> [EXERCISE]
Copy every line from the material below that holds "React".

######

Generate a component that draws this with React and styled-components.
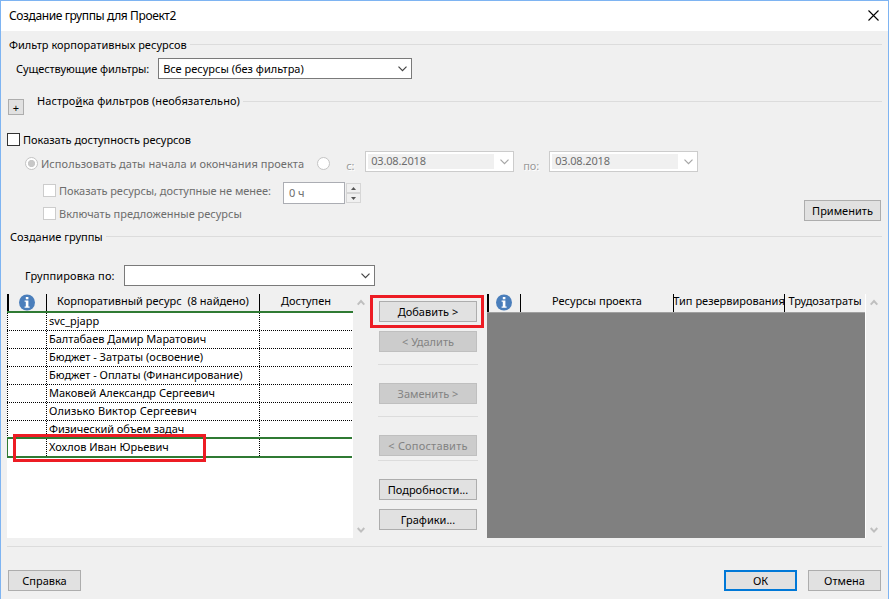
import React from "react";
import styled, { createGlobalStyle, css } from "styled-components";

const resources = [
  { name: "svc_pjapp" },
  { name: "Балтабаев Дамир Маратович" },
  { name: "Бюджет - Затраты (освоение)" },
  { name: "Бюджет - Оплаты (Финансирование)" },
  { name: "Маковей Александр Сергеевич" },
  { name: "Олизько Виктор Сергеевич", spacing: 0.12 },
  { name: "Физический объем задач", spacing: -0.05 },
  { name: "Хохлов Иван Юрьевич", selected: true, marked: true },
];

function Chevron({ color = "#444" }) {
  return (
    <svg width="9" height="6" viewBox="0 0 9 6">
      <path d="M0.5 0.7 L4.5 4.7 L8.5 0.7" fill="none" stroke={color} strokeWidth="1.2" />
    </svg>
  );
}

function ScrollArrow({ down }) {
  return (
    <svg width="8" height="7" viewBox="0 0 8 7">
      <path
        d={down ? "M0.7 1 L4 4.6 L7.3 1" : "M0.7 5.6 L4 2 L7.3 5.6"}
        fill="none"
        stroke="#bfbfbf"
        strokeWidth="2"
      />
    </svg>
  );
}

function InfoIcon() {
  return (
    <svg width="16" height="17" viewBox="0 0 16 17">
      <circle cx="8" cy="8.5" r="8" fill="#4a7ebb" />
      <rect x="6.8" y="3" width="2.6" height="2.3" fill="#fff" />
      <path d="M5.6 6.6h3.8v6h1.2v1.2H5.6v-1.2h1.2V7.8H5.6z" fill="#fff" />
    </svg>
  );
}

export default function App() {
  return (
    <>
      <GlobalStyle />
      <Dialog>
        <TitleBar>
          <Title>Создание группы для Проект2</Title>
          <svg width="11" height="11" viewBox="0 0 11 11">
            <path d="M0.5 0.5 L10.5 10.5 M10.5 0.5 L0.5 10.5" stroke="#000" strokeWidth="1.1" />
          </svg>
        </TitleBar>

        <Heading $height={27} $left={8}>
          <Text $spacing={0.02}>Фильтр корпоративных ресурсов</Text>
        </Heading>
        <FieldRow $left={15}>
          <Text $spacing={-0.09}>Существующие фильтры:</Text>
          <Select $width={254}>
            <Text>Все ресурсы (без фильтра)</Text>
            <Chevron />
          </Select>
        </FieldRow>

        <ExpandRow>
          <PlusButton>+</PlusButton>
          <Heading $height={14} $left={13}>
            <Text $spacing={0.07}>
              Настро<u>й</u>ка фильтров (необязательно)
            </Text>
          </Heading>
        </ExpandRow>

        <OptionRow $height={23} $left={6}>
          <Checkbox />
          <Text $spacing={-0.03}>Показать доступность ресурсов</Text>
        </OptionRow>
        <Availability>
          <Options>
            <OptionRow $height={25} $left={24}>
              <Radio $checked />
              <DimText $spacing={0.05}>Использовать даты начала и окончания проекта</DimText>
              <Radio $gap={13} />
              <DateLabel $gap={13} $width={19}>с:</DateLabel>
              <DateSelect>
                <DateValue>03.08.2018</DateValue>
                <Chevron color="#a5a5a5" />
              </DateSelect>
              <DateLabel $gap={6} $width={26}>по:</DateLabel>
              <DateSelect>
                <DateValue>03.08.2018</DateValue>
                <Chevron color="#a5a5a5" />
              </DateSelect>
            </OptionRow>
            <OptionRow $height={29} $left={42}>
              <Checkbox $disabled />
              <DimText $spacing={-0.05}>Показать ресурсы, доступные не менее:</DimText>
              <HoursInput>0 ч</HoursInput>
              <Spinner>
                <SpinButton>
                  <svg width="5" height="3"><path d="M0 3 L2.5 0 L5 3z" fill="#555" /></svg>
                </SpinButton>
                <SpinButton>
                  <svg width="5" height="3"><path d="M0 0 L2.5 3 L5 0z" fill="#555" /></svg>
                </SpinButton>
              </Spinner>
            </OptionRow>
            <OptionRow $height={17} $left={42}>
              <Checkbox $disabled />
              <DimText>Включать предложенные ресурсы</DimText>
            </OptionRow>
          </Options>
          <Button $width={77}>Применить</Button>
        </Availability>

        <Heading $height={29} $left={9}>
          <Text>Создание группы</Text>
        </Heading>
        <GroupRow $left={24}>
          <Text $spacing={0.14}>Группировка по:</Text>
          <Select $width={251}>
            <span />
            <Chevron />
          </Select>
        </GroupRow>

        <Panels>
          <ResourceTable>
            <HeaderRow $columns="39px 213px 93px" $line="2px solid #2f7a33">
              <IconHeaderCell><InfoIcon /></IconHeaderCell>
              <HeaderCell>Корпоративный ресурс&nbsp; (8 найдено)</HeaderCell>
              <HeaderCell>Доступен</HeaderCell>
            </HeaderRow>
            {resources.map((resource) => (
              <ResourceRow key={resource.name} $selected={resource.selected}>
                <Cell />
                <Cell>
                  <Text $spacing={resource.spacing}>{resource.name}</Text>
                </Cell>
                <Cell />
                {resource.marked && <RowMark />}
              </ResourceRow>
            ))}
          </ResourceTable>
          <Scrollbar>
            <ScrollArrow />
            <ScrollArrow down />
          </Scrollbar>

          <Actions>
            <MarkedAction>
              <Button $width={98}>Добавить &gt;</Button>
            </MarkedAction>
            <Button $width={98} $top={9} disabled>&lt; Удалить</Button>
            <Separator $top={12} />
            <Button $width={98} $top={18} disabled>Заменить &gt;</Button>
            <Separator $top={12} />
            <Button $width={98} $top={18} $spacing={0.2} disabled>&lt; Сопоставить</Button>
            <Separator $top={4} />
            <Button $width={98} $top={18}>Подробности...</Button>
            <Button $width={98} $top={9}>Графики...</Button>
          </Actions>

          <ProjectTable>
            <HeaderRow $columns="33px 153px 111px 81px" $line="1px solid #a0a0a0">
              <IconHeaderCell><InfoIcon /></IconHeaderCell>
              <HeaderCell>Ресурсы проекта</HeaderCell>
              <HeaderCell>Тип резервирования</HeaderCell>
              <HeaderCell>Трудозатраты</HeaderCell>
            </HeaderRow>
          </ProjectTable>
          <Scrollbar>
            <ScrollArrow />
            <ScrollArrow down />
          </Scrollbar>
        </Panels>

        <Footer>
          <Button $width={73}>Справка</Button>
          <FooterRight>
            <Button $width={73} $primary>ОК</Button>
            <Button $width={73}>Отмена</Button>
          </FooterRight>
        </Footer>
      </Dialog>
    </>
  );
}

const GlobalStyle = createGlobalStyle`
  *, *::before, *::after {
    box-sizing: border-box;
  }
  body {
    margin: 0;
    font-family: "Noto Sans", "Open Sans", sans-serif;
    font-size: 11px;
    line-height: 14px;
    color: #000;
    overflow: hidden;
  }
  svg {
    display: block;
    flex-shrink: 0;
  }
`;

const Dialog = styled.div`
  width: 889px;
  height: 599px;
  display: flex;
  flex-direction: column;
  background: #f0f0f0;
  border: 1px solid #7eb4f2;
  border-bottom: none;
`;

const TitleBar = styled.div`
  height: 30px;
  flex-shrink: 0;
  display: flex;
  align-items: center;
  justify-content: space-between;
  padding: 0 9px 1px 8px;
  background: #fff;
`;

const Title = styled.span`
  font-size: 12px;
  letter-spacing: -0.39px;
`;

const Text = styled.span`
  white-space: nowrap;
  letter-spacing: ${({ $spacing = 0 }) => $spacing}px;
`;

const DimText = styled(Text)`
  color: #6d6d6d;
`;

const Heading = styled.div`
  flex-shrink: 0;
  display: flex;
  align-items: center;
  height: ${({ $height }) => $height}px;
  margin-left: ${({ $left }) => $left}px;
  margin-right: 6px;

  &::after {
    content: "";
    flex: 1;
    height: 1px;
    margin-left: 3px;
    background: #dcdcdc;
  }
`;

const FieldRow = styled.div`
  display: flex;
  align-items: center;
  gap: 9px;
  height: 21px;
  flex-shrink: 0;
  margin-left: ${({ $left }) => $left}px;
`;

const GroupRow = styled(FieldRow)`
  margin-top: 14px;
`;

const Select = styled.div`
  width: ${({ $width }) => $width}px;
  height: 21px;
  display: flex;
  align-items: center;
  justify-content: space-between;
  padding: 0 4px;
  background: #fff;
  border: 1px solid #7a7a7a;
`;

const ExpandRow = styled.div`
  display: flex;
  align-items: flex-start;
  height: 49px;
  flex-shrink: 0;
  padding: 15px 0 0 7px;

  ${Heading} {
    flex: 1;
  }
`;

const PlusButton = styled.div`
  width: 16px;
  height: 16px;
  margin-top: 5px;
  border: 1px solid #adadad;
  background: #e1e1e1;
  text-align: center;
  line-height: 16px;
`;

const OptionRow = styled.div`
  display: flex;
  align-items: center;
  height: ${({ $height }) => $height}px;
  flex-shrink: 0;
  margin-left: ${({ $left }) => $left}px;
`;

const Checkbox = styled.div`
  width: 13px;
  height: 13px;
  margin-right: 3px;
  background: #fff;
  border: 1px solid ${({ $disabled }) => ($disabled ? "#cccccc" : "#333333")};
`;

const Radio = styled.div`
  width: 13px;
  height: 13px;
  margin-left: ${({ $gap = 0 }) => $gap}px;
  margin-right: 3px;
  border: 1px solid #c4c4c4;
  border-radius: 50%;
  background: ${({ $checked }) =>
    $checked ? "radial-gradient(circle, #c8c8c8 3.3px, #fff 3.9px)" : "#fff"};
`;

const Availability = styled.div`
  display: flex;
  align-items: flex-end;
  justify-content: space-between;
  height: 71px;
  flex-shrink: 0;
  padding: 0 7px 1px 0;
`;

const Options = styled.div`
  height: 70px;
`;

const DateLabel = styled.span`
  width: ${({ $width }) => $width}px;
  margin-left: ${({ $gap }) => $gap}px;
  padding-top: 5px;
  color: #9a9a9a;
  text-shadow: 1px 1px 0 #fff;
`;

const DateSelect = styled.div`
  width: 149px;
  height: 21px;
  align-self: flex-start;
  display: flex;
  align-items: center;
  justify-content: space-between;
  padding: 0 4px 0 2px;
  background: #fff;
  border: 1px solid #cccccc;
  margin-right: 3px;
`;

const DateValue = styled.span`
  width: 126px;
  height: 15px;
  padding-left: 3px;
  background: #f0f0f0;
  color: #6d6d6d;
  letter-spacing: -0.15px;
`;

const HoursInput = styled.div`
  width: 62px;
  height: 22px;
  margin: 5px 1px 0 12px;
  padding: 3px 5px;
  background: #fff;
  border: 1px solid #abadb3;
  color: #6d6d6d;
`;

const Spinner = styled.div`
  width: 15px;
  margin-top: 5px;
`;

const SpinButton = styled.div`
  height: 10px;
  display: flex;
  align-items: center;
  justify-content: center;
  border: 1px solid #d6d6d6;
`;

const Button = styled.button`
  width: ${({ $width }) => $width}px;
  height: 21px;
  flex-shrink: 0;
  margin: ${({ $top = 0 }) => $top}px 0 0;
  padding: 0;
  font: inherit;
  letter-spacing: ${({ $spacing = 0 }) => $spacing}px;
  color: #000;
  background: #e1e1e1;
  border: 1px solid #adadad;
  white-space: nowrap;

  ${({ $primary }) =>
    $primary &&
    css`
      border: 2px solid #0078d7;
    `}

  &:disabled {
    color: #838383;
    background: #cccccc;
    border-color: #bfbfbf;
  }
`;

const Panels = styled.div`
  display: flex;
  height: 244px;
  flex-shrink: 0;
  margin: 8px 6px 0;
`;

const ResourceTable = styled.div`
  width: 346px;
  background: #fff;
`;

const ProjectTable = styled.div`
  width: 379px;
  margin-left: 10px;
  background: #808080;
  border-right: 1px solid #fff;
`;

const HeaderRow = styled.div`
  display: grid;
  grid-template-columns: ${({ $columns }) => $columns};
  height: 19px;
  background: #f0f0f0;
  border-bottom: ${({ $line }) => $line};
`;

const HeaderCell = styled.div`
  display: flex;
  justify-content: center;
  white-space: nowrap;
  border-left: 1px solid #000;
`;

const IconHeaderCell = styled(HeaderCell)`
  padding-right: 2px;
  border-left-width: 2px;
`;

const Cell = styled.div`
  padding: 1px 0 0 2px;
  white-space: nowrap;
  border-left: 1px dotted #000;
`;

const ResourceRow = styled.div`
  position: relative;
  display: grid;
  grid-template-columns: 39px 213px 93px;
  width: 345px;
  height: 18px;
  border-bottom: 1px dotted #000;

  /* the selection frame covers the line of the row above */
  ${({ $selected }) =>
    $selected &&
    css`
      height: 21px;
      margin-top: -2px;
      border: 2px solid #2f7a33;
      border-width: 2px 0;

      ${Cell}:first-child {
        border-left: 1px solid #2f7a33;
      }
    `}
`;

const RowMark = styled.div`
  position: absolute;
  left: 6px;
  top: -5px;
  width: 193px;
  height: 28px;
  border: 3px solid #ed1c24;
`;

const Scrollbar = styled.div`
  width: 15px;
  display: flex;
  flex-direction: column;
  align-items: center;
  justify-content: space-between;
  padding: 5px 0 4px;
`;

const Actions = styled.div`
  width: 98px;
  margin-left: 11px;
  padding-top: 7px;
  display: flex;
  flex-direction: column;
`;

const MarkedAction = styled.div`
  position: relative;
  height: 21px;

  &::after {
    content: "";
    position: absolute;
    left: -9px;
    top: -6px;
    width: 114px;
    height: 33px;
    border: 3px solid #ed1c24;
  }

  ${Button} {
    display: block;
  }
`;

const Separator = styled.div`
  height: 1px;
  flex-shrink: 0;
  margin: ${({ $top }) => $top}px -1px 0;
  background: #dcdcdc;
`;

const Footer = styled.div`
  display: flex;
  justify-content: space-between;
  margin: 8px 6px 0;
  padding: 23px 1px 0;
  border-top: 1px solid #dcdcdc;
`;

const FooterRight = styled.div`
  display: flex;
  gap: 11px;
`;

######

> [FINISHED EXERCISE]
Generate a component that draws this with React and styled-components.
import React from "react";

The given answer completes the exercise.